Mackenzie Longoria, public policy director for the Alzheimer's Association'sGreater Kentucky and Southern Indiana Chapter, said the bill addresses people who provide direct health services and those who work as personal aides doing non-medical tasks.

The majority of Alzheimer's and dementia patients would prefer to stay in their homes with aid rather than living in a facility, Longoria said. Keeping a person in their home for as long as possible is the most cost-effective option, she said.

"The problem is the workforce has been lagging" in adequate training, she said.
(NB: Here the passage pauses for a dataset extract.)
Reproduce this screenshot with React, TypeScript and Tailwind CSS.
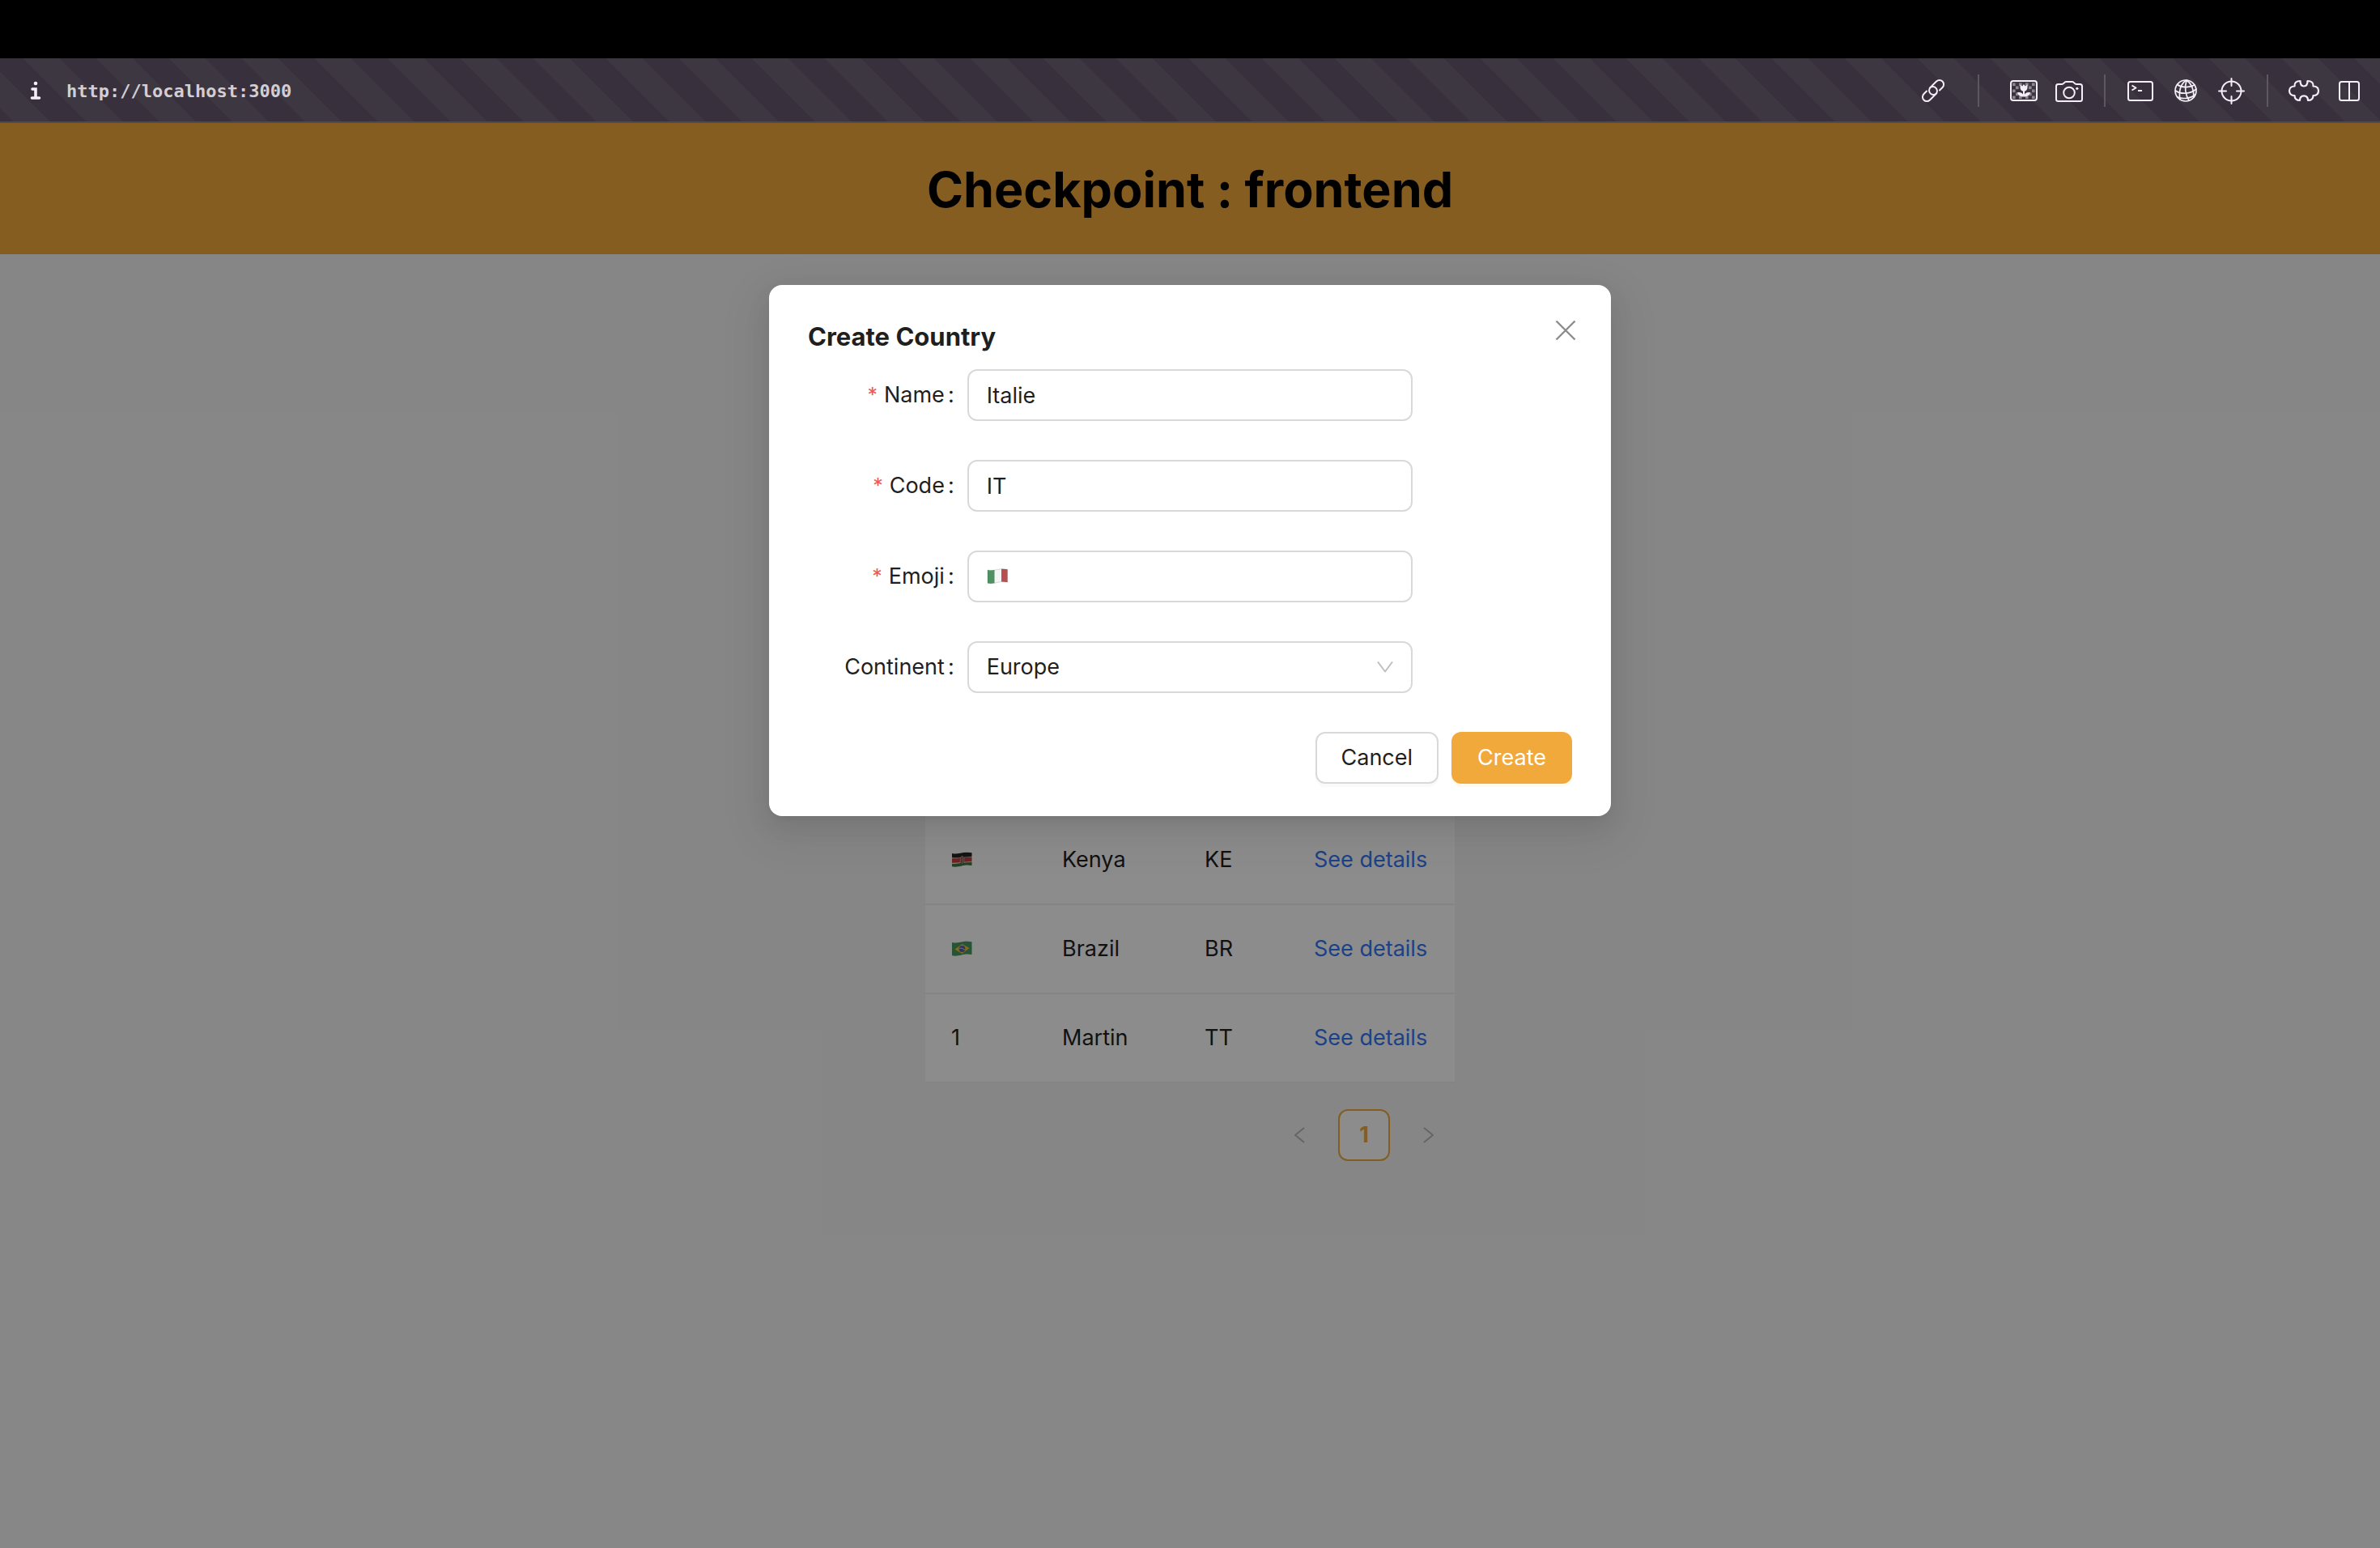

Personal service workers performing non-medical tasks "is a wholly unregulated part of the workforce."

Inadequate training for home health and personal aides puts clients at risk and also created hazards for workers, Longoria said.

"Home health aides make up some of the highest percentages of on-the-job injury," because an aide doesn't understand the physical and emotional needs of the client, she said.

The bill calls for training to be available either in-person or online, and applies only to agencies that provide home health workers and aides to Alzheimer's patients, not to individuals hired informally.

"What we are really trying to address are those companies that hold themselves out as Alzheimer's providers," Meredith said.

But Longoria said she supports making the training at least available to private individuals who want it.

"I would absolutely love for the training to be available to them," she said.

The bill next goes to the full Senate for approval.